* **WRITTEN TASK**: Which lines hold the word "this"? Copy each of them.

==== EXCERPTED RECORDS ====

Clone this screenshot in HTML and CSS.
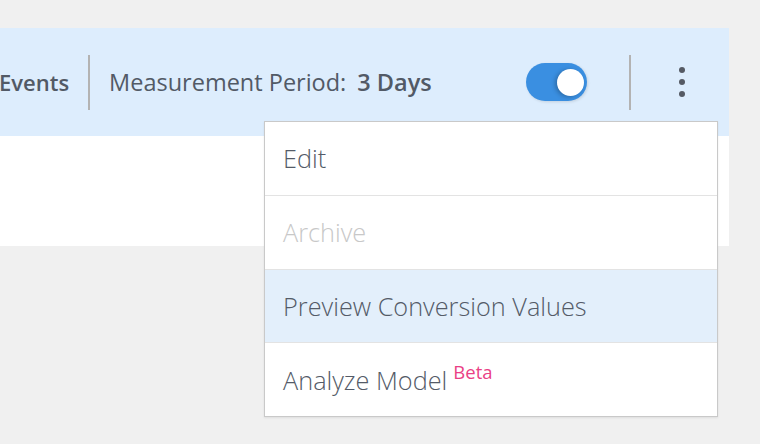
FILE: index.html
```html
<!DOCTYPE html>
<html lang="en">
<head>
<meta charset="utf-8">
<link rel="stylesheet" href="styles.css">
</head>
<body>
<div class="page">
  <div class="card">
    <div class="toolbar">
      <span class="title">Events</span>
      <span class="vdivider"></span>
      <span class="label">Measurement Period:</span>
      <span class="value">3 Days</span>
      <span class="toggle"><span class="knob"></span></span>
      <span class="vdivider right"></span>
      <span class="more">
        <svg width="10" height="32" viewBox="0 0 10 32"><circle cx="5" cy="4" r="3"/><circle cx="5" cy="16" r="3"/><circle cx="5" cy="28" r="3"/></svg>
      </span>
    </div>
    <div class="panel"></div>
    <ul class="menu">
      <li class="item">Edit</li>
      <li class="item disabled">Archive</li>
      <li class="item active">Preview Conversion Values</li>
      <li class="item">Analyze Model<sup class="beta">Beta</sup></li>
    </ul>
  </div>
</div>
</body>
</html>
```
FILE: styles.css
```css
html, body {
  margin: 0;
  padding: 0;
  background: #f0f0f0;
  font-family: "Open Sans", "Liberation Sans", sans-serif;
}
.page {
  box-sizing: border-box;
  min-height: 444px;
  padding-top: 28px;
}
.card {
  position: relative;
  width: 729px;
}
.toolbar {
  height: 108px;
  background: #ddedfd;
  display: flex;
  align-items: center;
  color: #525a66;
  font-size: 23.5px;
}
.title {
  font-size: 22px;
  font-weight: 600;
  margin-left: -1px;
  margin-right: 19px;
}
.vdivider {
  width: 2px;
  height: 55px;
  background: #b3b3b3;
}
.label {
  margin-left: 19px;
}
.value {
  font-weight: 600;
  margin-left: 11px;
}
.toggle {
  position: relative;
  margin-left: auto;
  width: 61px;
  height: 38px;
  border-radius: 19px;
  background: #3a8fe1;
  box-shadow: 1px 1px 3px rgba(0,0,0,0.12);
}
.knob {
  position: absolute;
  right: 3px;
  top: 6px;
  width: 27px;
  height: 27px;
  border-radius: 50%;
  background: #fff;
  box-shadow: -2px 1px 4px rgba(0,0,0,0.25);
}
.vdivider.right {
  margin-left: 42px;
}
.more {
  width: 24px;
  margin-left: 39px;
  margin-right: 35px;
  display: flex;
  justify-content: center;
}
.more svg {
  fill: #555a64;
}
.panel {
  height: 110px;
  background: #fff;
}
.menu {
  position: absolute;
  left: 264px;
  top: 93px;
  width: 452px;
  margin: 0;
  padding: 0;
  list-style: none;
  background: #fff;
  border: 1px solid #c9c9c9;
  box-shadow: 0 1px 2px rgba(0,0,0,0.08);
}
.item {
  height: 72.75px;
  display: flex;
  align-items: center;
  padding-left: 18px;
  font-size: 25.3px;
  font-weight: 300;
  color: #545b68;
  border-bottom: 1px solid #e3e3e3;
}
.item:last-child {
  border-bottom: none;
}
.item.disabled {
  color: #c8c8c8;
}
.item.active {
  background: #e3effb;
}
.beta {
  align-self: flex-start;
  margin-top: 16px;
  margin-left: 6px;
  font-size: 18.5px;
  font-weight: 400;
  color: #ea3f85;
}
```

====
==== EXCERPTED RECORDS ====

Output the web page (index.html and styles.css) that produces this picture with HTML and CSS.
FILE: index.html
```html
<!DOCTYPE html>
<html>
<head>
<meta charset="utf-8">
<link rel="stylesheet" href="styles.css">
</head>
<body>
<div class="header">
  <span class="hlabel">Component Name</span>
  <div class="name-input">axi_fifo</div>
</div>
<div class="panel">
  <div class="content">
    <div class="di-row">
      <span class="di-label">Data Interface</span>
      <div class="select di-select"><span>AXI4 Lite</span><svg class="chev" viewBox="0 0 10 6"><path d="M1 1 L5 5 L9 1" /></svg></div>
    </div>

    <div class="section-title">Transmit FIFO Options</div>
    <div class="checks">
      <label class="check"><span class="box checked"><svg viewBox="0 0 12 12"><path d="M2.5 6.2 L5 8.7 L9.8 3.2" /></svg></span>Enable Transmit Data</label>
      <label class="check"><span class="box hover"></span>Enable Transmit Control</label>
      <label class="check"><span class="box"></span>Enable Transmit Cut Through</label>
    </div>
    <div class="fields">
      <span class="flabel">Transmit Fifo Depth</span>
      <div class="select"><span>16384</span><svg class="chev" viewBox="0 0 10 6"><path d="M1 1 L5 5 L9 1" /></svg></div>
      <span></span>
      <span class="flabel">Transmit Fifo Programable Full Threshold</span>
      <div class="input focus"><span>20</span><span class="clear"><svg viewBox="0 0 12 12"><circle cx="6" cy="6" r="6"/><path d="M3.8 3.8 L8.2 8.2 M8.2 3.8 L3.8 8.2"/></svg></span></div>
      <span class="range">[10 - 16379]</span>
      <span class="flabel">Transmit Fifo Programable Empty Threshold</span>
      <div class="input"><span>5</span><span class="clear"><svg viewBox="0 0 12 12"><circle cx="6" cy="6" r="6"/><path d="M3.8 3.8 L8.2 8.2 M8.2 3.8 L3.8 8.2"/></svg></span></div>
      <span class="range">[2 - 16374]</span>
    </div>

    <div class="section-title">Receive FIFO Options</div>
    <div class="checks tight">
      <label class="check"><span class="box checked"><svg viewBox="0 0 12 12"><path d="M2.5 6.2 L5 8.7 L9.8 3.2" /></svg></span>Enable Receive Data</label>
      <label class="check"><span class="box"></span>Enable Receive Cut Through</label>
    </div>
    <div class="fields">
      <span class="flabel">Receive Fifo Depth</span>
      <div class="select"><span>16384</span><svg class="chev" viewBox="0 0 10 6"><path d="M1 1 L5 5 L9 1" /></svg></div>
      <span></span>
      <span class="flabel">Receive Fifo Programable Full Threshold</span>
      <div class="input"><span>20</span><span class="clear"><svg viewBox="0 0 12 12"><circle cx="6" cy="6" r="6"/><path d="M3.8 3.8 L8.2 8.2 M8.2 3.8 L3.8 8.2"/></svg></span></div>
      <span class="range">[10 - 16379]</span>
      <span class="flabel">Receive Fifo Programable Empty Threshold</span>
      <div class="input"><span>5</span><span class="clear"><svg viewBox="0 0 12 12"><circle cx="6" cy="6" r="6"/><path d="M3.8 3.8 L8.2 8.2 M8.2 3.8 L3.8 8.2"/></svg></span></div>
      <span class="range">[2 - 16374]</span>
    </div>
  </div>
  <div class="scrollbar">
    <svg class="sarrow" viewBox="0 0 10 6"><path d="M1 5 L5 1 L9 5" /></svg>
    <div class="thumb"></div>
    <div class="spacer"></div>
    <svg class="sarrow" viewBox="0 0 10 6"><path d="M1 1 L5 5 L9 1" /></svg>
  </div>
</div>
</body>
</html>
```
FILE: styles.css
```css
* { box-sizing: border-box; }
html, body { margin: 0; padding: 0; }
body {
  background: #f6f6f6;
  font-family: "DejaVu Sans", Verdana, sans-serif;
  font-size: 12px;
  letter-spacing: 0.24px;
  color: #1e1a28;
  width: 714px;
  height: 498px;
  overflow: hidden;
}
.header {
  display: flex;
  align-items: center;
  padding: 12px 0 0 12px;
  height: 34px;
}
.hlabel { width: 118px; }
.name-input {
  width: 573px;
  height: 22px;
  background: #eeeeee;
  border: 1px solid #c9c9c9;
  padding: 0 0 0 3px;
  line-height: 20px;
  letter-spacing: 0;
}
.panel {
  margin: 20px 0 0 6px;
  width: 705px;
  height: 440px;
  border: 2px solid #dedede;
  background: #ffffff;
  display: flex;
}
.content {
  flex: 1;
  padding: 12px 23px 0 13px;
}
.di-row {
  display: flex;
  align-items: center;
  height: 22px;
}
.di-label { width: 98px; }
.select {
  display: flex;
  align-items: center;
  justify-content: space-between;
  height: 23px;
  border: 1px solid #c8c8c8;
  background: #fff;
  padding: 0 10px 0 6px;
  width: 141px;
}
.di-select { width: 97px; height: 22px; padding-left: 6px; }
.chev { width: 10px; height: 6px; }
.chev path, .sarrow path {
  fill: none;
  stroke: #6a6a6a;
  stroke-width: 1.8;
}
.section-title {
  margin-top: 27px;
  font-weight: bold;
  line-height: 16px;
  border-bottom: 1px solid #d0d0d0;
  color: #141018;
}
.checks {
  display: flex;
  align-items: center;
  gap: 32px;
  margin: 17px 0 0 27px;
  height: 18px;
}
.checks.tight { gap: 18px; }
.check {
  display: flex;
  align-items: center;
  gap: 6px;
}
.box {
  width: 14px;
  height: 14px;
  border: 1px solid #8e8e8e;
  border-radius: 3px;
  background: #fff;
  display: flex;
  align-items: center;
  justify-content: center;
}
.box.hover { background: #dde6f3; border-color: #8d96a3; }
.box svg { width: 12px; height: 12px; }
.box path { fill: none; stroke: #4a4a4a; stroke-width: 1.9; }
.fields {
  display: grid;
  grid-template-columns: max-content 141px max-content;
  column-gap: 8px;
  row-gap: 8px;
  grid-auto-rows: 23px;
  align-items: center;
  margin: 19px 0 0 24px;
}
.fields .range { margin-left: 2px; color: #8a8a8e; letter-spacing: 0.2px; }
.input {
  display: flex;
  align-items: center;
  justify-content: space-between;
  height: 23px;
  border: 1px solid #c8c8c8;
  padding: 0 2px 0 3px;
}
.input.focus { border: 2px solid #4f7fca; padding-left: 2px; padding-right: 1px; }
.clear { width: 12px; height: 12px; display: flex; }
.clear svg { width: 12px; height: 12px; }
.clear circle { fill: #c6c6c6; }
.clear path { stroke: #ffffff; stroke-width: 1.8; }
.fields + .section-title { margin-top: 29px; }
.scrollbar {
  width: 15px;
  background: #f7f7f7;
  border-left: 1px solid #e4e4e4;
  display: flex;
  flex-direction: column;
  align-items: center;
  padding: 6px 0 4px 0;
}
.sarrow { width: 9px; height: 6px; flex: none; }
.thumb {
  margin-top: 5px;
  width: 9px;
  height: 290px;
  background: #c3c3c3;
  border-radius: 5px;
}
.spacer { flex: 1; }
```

====

* **WRITTEN RESPONSE**:
Clone this screenshot in HTML and CSS.
Output the web page (index.html and styles.css) that produces this picture with HTML and CSS.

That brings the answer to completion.